За годы моей работы в посольстве сменились три руководителя протокольной службы, отвечавшие за организацию контактов с администрацией США, Великобританией и Францией в Западном Берлине. Первым был Иван Абрамович Панасенко, выделявшийся среди всех сотрудников особо элегантным видом. Его часто можно было видеть в галстуке-бабочке («кис-кис»), которых у него было, наверное, несчетное количество — так часто он их менял. До Берлина он работал в США. Об этом периоде своей жизни рассказывал с восторгом. Чувствовалось, что Америка ему нравилась более, чем Германия. Даже внешне он напоминал, особенно прической, типичного среднего американца. Протокол знал отлично. Он как-то быстро возвратился в Москву.

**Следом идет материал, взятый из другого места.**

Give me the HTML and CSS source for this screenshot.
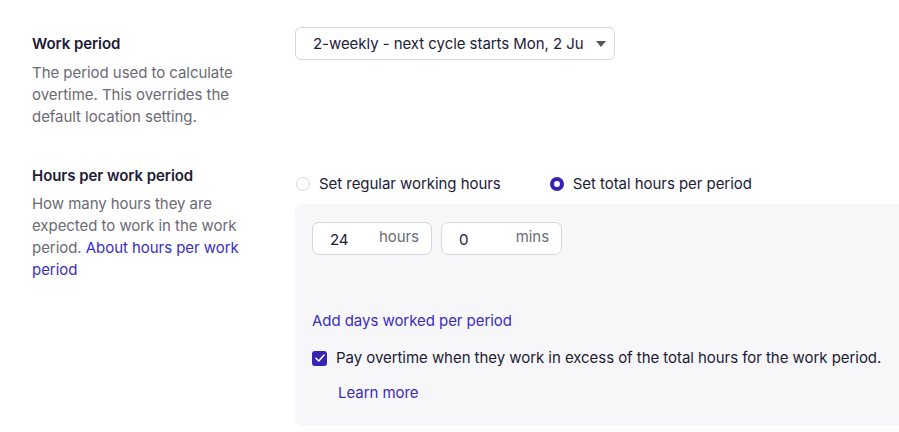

Его сменил Олег Сергеевич Панин. Затем я несколько лет тесно общался с третьим в моей дипломатической жизни «протоколистом» — Поликарпом Савельевичем Хрусталёвым. Ему повезло. Наступило время «наведения мостов», претворялась в жизнь «новая восточная» политика Вилли Брандта. Холодная война заканчивалась. Ее менял более хитроумный и более тонкий курс новой политики Запада. Цели, однако, оставались прежними. И этот период первых послевоенных крупных международных событий, таких как переговоры по Западному Берлину, успешно закончившихся подписанием четырехстороннего соглашения и Московского договора, пришелся на время работы «протоколиста» П.С. Хрусталёва.
Но более всего в памяти моей остался Олег Панин. И не потому что мы были с ним друзьями. Его работа в переходный период нашей внешней политики была достойным вкладом, позволившим в дальнейшем успешно развивать наши контакты с представителями западной дипломатии в этом непростом регионе.